Para Delgado, que adopta en este punto una actitud, digamos, estructuralista, las ideas parecen sólo bastarse a sí mismas, empeñadas en tejer fascinantes juegos de oposiciones a lo largo del tiempo, pero sin diálogo alguno con una realidad engañosa que deben juzgar innecesaria. Porque aquí las cosas parecen resumirse en el rango que demos a esas ideas, y en la autonomía que les concedamos ante los acontecimientos que las contrapuntean.

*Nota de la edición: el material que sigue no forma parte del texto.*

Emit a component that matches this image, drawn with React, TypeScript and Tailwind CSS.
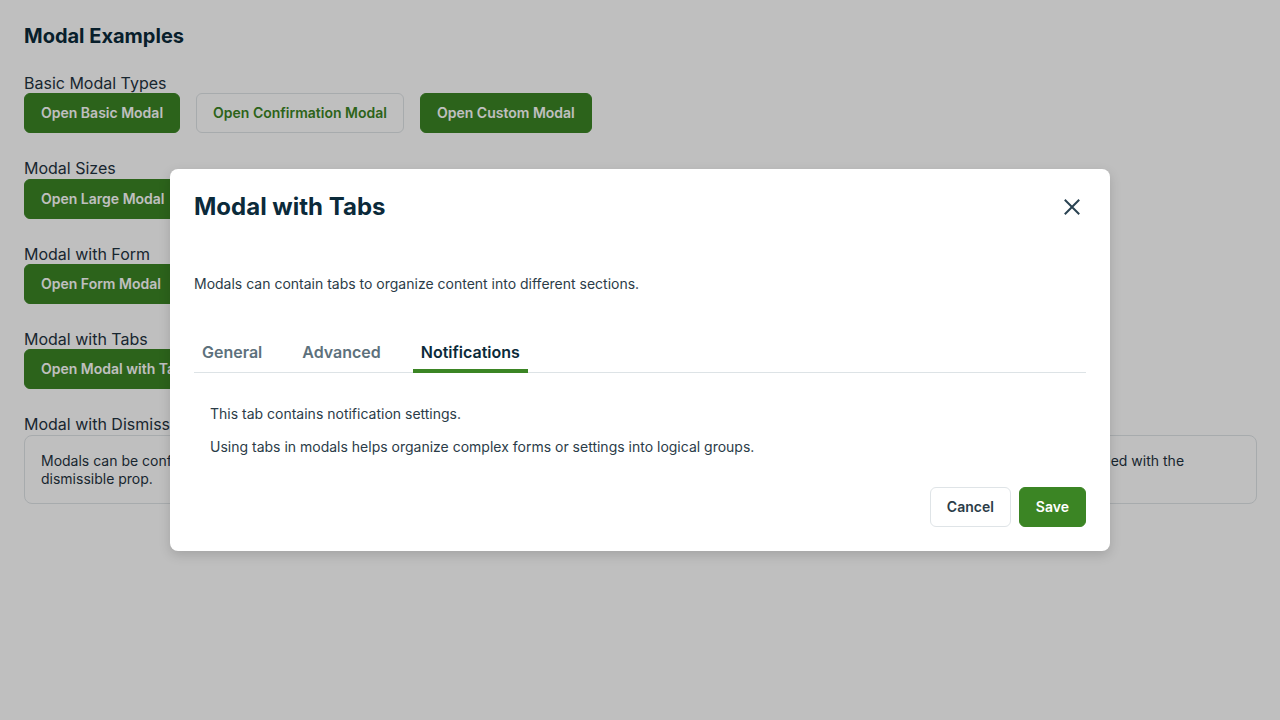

Si el renacido advenimiento del sujeto como actor político de primer orden no puede ser más que una coartada liberal para imponer determinadas reglas sobre el terreno de juego sin poner en riesgo el sentido mismo del campo, también podríamos decir por lo mismo que toda apelación a la masa como sujeto revolucionario guarda dentro de sí un alma totalitaria que se debate por aflorar en cuanto las condiciones del ejercicio del poder se lo permitan. Si la nueva subjetividad política es liberal porque en el fondo toda subjetividad lo es, sólo conviene recordar que Gabriel Tarde o Gustave Le Bon, primeros promotores de la categoría sociológica de "masa", no eran precisamente filántropos abnegados en la defensa de los derechos del pueblo.

Si practicáramos una etnografía menos prisionera de esa apología dadaísta de lo telúrico que acaba por reducir lo social a la fuerza proteica e incontenible de la masa, podríamos comprender que esa nueva subjetividad política antagonista tiene su propia historia interior, y que ésta refleja las experiencias de una tradición que, si desconfía de las virtudes movilizadoras de la masa, es porque ha sufrido en incontables ocasiones el peso de su bota sobre el cuello. Si la subjetividad ha irrumpido en el campo político del antagonismo, y eso es absolutamente necesario recordarlo para no caer en las trampas retóricas del pensamiento autorreferencial, para escapar a la angustia de las influencias, se ha debido al desastre provocado por la experiencia totalitaria de la Europa de entreguerras y por los regímenes burocráticos -y no menos totalitarios- del llamado "socialismo real". Ha irrumpido en escena igualmente tras las amarguras saboreadas en la lucha guerrillera de Sudamérica en las décadas de 1950 y 1960, y no es casual que se aluda en muchas ocasiones a la emergencia del EZLN y en general del movimiento zapatista a la hora de encontrar un referente ineludible para la comprensión de esa nueva morfología política de la resistencia. Y ha irrumpido, en fin, como depositaria de una larga, fecunda y diversa herencia legada por el anarquismo europeo, corriente de acción política que, entre otras cosas, prestó gran atención a la cuestión de la alienación -problema, por cierto, que interesó, y mucho, al joven Marx- y la conciencia enajenada, así como al cultivo personal de una moral nueva y revolucionaria.


Tal vez, todo pasa por reconocer el empeño de los actores sociales por ser dueños de su propia historia, un empeño tenaz que se mueve por un campo lleno de minas, pero también un empeño que se niega a disolverse en el puro solipsismo del yo, opuesto a esa única alternativa que sería la redención efímera de las masas. Si los llamados "movimientos antiglobalización" y sus recientes corolarios son hijos de su tiempo, bien haremos en observar con atención su dinámica interior en relación con el horizonte coetáneo de formas de gobernabilidad en el que emergen, sin apelar, para proceder a su juicio, precisamente a aquellos programas de acción social cuya crisis pasada los ha investido de sentido y esperanza.